◆ STATED TASK: Retype word for word the first line of the listing and each line after it up to the line with "const subLinks = ['Установить", with the pictures taken out.
------------------------
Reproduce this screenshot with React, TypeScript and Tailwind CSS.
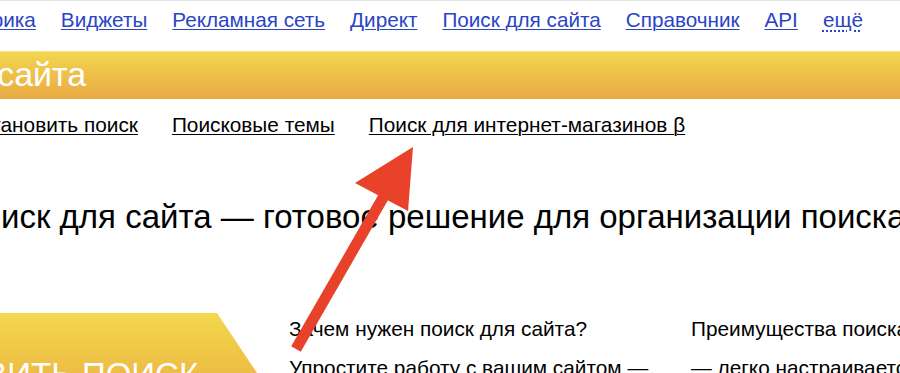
import React from 'react';

const topLinks = ['Метрика', 'Виджеты', 'Рекламная сеть', 'Директ', 'Поиск для сайта', 'Справочник', 'API'];
const subLinks = ['Установить поиск', 'Поисковые темы', 'Поиск для интернет-магазинов β'];

export default function App() {
  return (
    <div
      className="relative w-[900px] h-[373px] overflow-hidden bg-white text-black"
      style={{ fontFamily: '"Liberation Sans", Arial, sans-serif' }}
    >
      <div className="h-px bg-[#e3e3e3]" />

      {/* Top services menu */}
      <nav className="flex gap-[25px] pt-[7px] -ml-[46px] whitespace-nowrap text-[20.7px] leading-[23px]">
        {topLinks.map((item) => (
          <a key={item} href="#" className="text-[#2a44c4] underline underline-offset-[2px] decoration-1">
            {item}
          </a>
        ))}
        <a href="#" className="text-[#2a44c4] underline decoration-dotted underline-offset-[3px]">
          ещё
        </a>
      </nav>

      {/* Yellow title bar */}
      <div className="mt-[20px] h-[48px] flex items-center border-t border-[#f6e28a] bg-gradient-to-b from-[#f3d64f] to-[#e8a944]">
        <h1 className="-ml-[174px] pb-[3px] whitespace-nowrap text-[34px] text-white">Поиск для сайта</h1>
      </div>

      {/* Sub menu */}
      <nav className="mt-[14px] flex gap-[34px] -ml-[31px] whitespace-nowrap text-[20.8px] leading-[23px]">
        {subLinks.map((item) => (
          <a key={item} href="#" className="text-black underline underline-offset-[2px] decoration-1">
            {item}
          </a>
        ))}
      </nav>

      {/* Headline */}
      <h2 className="mt-[62px] -ml-[41px] whitespace-nowrap text-[33px] leading-[38px]">
        Поиск для сайта — готовое решение для организации поиска по сайту
      </h2>

      {/* Bottom: install ribbon + columns */}
      <div className="mt-[77px] flex">
        <div className="relative w-[257px] h-[60px] shrink-0 overflow-hidden bg-gradient-to-b from-[#f4d84e] to-[#edbd45] [clip-path:polygon(0_0,217px_0,100%_100%,0_100%)]">
          <div className="absolute top-[44px] -left-[149px] whitespace-nowrap text-[33px] leading-[35px] text-white uppercase">
            Установить поиск
          </div>
        </div>
        <div className="ml-[32px] flex gap-[28px] pt-[4px] text-[20.8px] leading-[23px] whitespace-nowrap">
          <div className="w-[374px]">
            <p className="mb-[16px]">Зачем нужен поиск для сайта?</p>
            <p>Упростите работу с вашим сайтом —</p>
          </div>
          <div>
            <p className="mb-[16px]">Преимущества поиска для сайта</p>
            <p>— легко настраивается</p>
          </div>
        </div>
      </div>

      {/* Red annotation arrow */}
      <svg className="absolute inset-0 pointer-events-none" width="900" height="373" viewBox="0 0 900 373">
        <line x1="296" y1="349" x2="384" y2="196" stroke="#e8422a" strokeWidth="11" />
        <polygon points="413,147 355,183 408,211" fill="#e8422a" />
      </svg>
    </div>
  );
}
------------------------
◆ RESULT:
Reproduce this screenshot with React, TypeScript and Tailwind CSS.
import React from 'react';

const topLinks = ['Метрика', 'Виджеты', 'Рекламная сеть', 'Директ', 'Поиск для сайта', 'Справочник', 'API'];
const subLinks = ['Установить поиск', 'Поисковые темы', 'Поиск для интернет-магазинов β'];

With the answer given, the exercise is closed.